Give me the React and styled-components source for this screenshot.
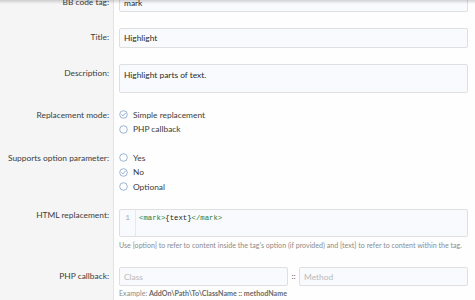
import React from "react";
import styled, { createGlobalStyle } from "styled-components";

const GlobalStyle = createGlobalStyle`
  html, body {
    margin: 0;
    padding: 0;
    background: #fefefe;
  }
  body {
    font-family: Lato, "Noto Sans", sans-serif;
    font-size: 8.4px;
    color: #141414;
    overflow: hidden;
  }
`;

const TopShadow = styled.div`
  position: fixed;
  top: 0;
  left: 0;
  right: 0;
  height: 4px;
  background: linear-gradient(to bottom, rgba(0, 0, 0, 0.16), rgba(0, 0, 0, 0));
  pointer-events: none;
`;

const Form = styled.div`
  margin-top: -15.5px;
  width: 468px;
  background: linear-gradient(to right, #f5f5f5 0, #f5f5f5 113px, #e3e3e3 113px, #e3e3e3 114px, #fefefe 114px);
`;

const Row = styled.div`
  display: grid;
  grid-template-columns: 114px 1fr;
`;

const Label = styled.div`
  padding: ${(p) => p.$pad}px 5px 0 0;
  text-align: right;
  white-space: nowrap;
  line-height: ${(p) => p.$lh || 19.5}px;
  color: #3c3c3c;
`;

const Field = styled.div`
  padding: ${(p) => p.$pad}px 0 ${(p) => p.$pad}px 5px;
  min-width: 0;
`;

const Input = styled.div`
  box-sizing: border-box;
  height: ${(p) => p.$h || 19.5}px;
  padding: ${(p) => (p.$multi ? "4px 4px" : "0 4px")};
  line-height: ${(p) => (p.$multi ? "12px" : "18px")};
  border: 1px solid #dfdfdf;
  border-radius: 2px;
  background: #f8fafd;
  color: ${(p) => (p.$placeholder ? "#b9b9b9" : "#2a2a2a")};
  flex: 1;
  white-space: nowrap;
  overflow: hidden;
`;

const Choices = styled.ul`
  list-style: none;
  margin: 0;
  padding: 0;
`;

const Choice = styled.li`
  display: flex;
  align-items: center;
  gap: 5px;
  height: 14.5px;
  color: #3c3c3c;
`;

const Editor = styled.div`
  box-sizing: border-box;
  height: 27.5px;
  border: 1px solid #dfdfdf;
  border-radius: 2px;
  background: #f8fafd;
  display: flex;
`;

const Gutter = styled.div`
  width: 16px;
  box-sizing: border-box;
  border-right: 1px solid #e6e9ee;
  padding: 3px 5px 0 0;
  text-align: right;
  font-family: "Liberation Mono", monospace;
  font-size: 7.3px;
  line-height: 10px;
  color: #a0a0a0;
`;

const Code = styled.div`
  padding: 3px 0 0 3px;
  font-family: "Liberation Mono", monospace;
  font-size: 7.3px;
  line-height: 10px;
  color: #222;
`;

const Tag = styled.span`
  color: #2f7d32;
`;

const Hint = styled.div`
  margin-top: ${(p) => p.$mt}px;
  font-size: 7.1px;
  line-height: 10px;
  color: #8c8c8c;
  white-space: nowrap;
`;

const Strong = styled.b`
  color: #6b6b6b;
  font-weight: 700;
`;

const Split = styled.div`
  display: flex;
  align-items: center;
`;

const Sep = styled.span`
  width: 11px;
  text-align: center;
  color: #555;
`;

function Radio({ checked }) {
  return (
    <svg width="9" height="9" viewBox="0 0 18 18">
      <circle cx="9" cy="9" r="7.6" fill="none" stroke="#7e9bc6" strokeWidth="1.5" />
      {checked && (
        <path d="M5.3 9.3 L7.9 11.9 L12.8 6.4" fill="none" stroke="#7e9bc6" strokeWidth="1.6" strokeLinecap="round" strokeLinejoin="round" />
      )}
    </svg>
  );
}

function InputRow({ label, children }) {
  return (
    <Row>
      <Label $pad={8}>{label}</Label>
      <Field $pad={8}>{children}</Field>
    </Row>
  );
}

function ChoiceRow({ label, options }) {
  return (
    <Row>
      <Label $pad={7} $lh={14.5}>{label}</Label>
      <Field $pad={7}>
        <Choices>
          {options.map((o) => (
            <Choice key={o.text}>
              <Radio checked={o.checked} />
              {o.text}
            </Choice>
          ))}
        </Choices>
      </Field>
    </Row>
  );
}

export default function App() {
  return (
    <>
      <GlobalStyle />
      <Form>
        <InputRow label="BB code tag:">
          <Input>mark</Input>
        </InputRow>
        <InputRow label="Title:">
          <Input>Highlight</Input>
        </InputRow>
        <InputRow label="Description:">
          <Input $multi $h={29}>Highlight parts of text.</Input>
        </InputRow>
        <ChoiceRow
          label="Replacement mode:"
          options={[
            { text: "Simple replacement", checked: true },
            { text: "PHP callback" },
          ]}
        />
        <ChoiceRow
          label="Supports option parameter:"
          options={[
            { text: "Yes" },
            { text: "No", checked: true },
            { text: "Optional" },
          ]}
        />
        <Row>
          <Label $pad={8} $lh={12}>HTML replacement:</Label>
          <Field $pad={8}>
            <Editor>
              <Gutter>1</Gutter>
              <Code>
                <Tag>&lt;mark&gt;</Tag>{"{text}"}<Tag>&lt;/mark&gt;</Tag>
              </Code>
            </Editor>
            <Hint $mt={4}>
              Use {"{option}"} to refer to content inside the tag's option (if provided) and {"{text}"} to refer to content within the tag.
            </Hint>
          </Field>
        </Row>
        <InputRow label="PHP callback:">
          <Split>
            <Input $placeholder>Class</Input>
            <Sep>::</Sep>
            <Input $placeholder>Method</Input>
          </Split>
          <Hint $mt={3}>
            Example: <Strong>AddOn\Path\To\ClassName :: methodName</Strong>
          </Hint>
        </InputRow>
      </Form>
      <TopShadow />
    </>
  );
}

### WRITTEN EXERCISE
Count how many lines above carry the word "React". Only the number is required.

### WRITTEN REPLY
2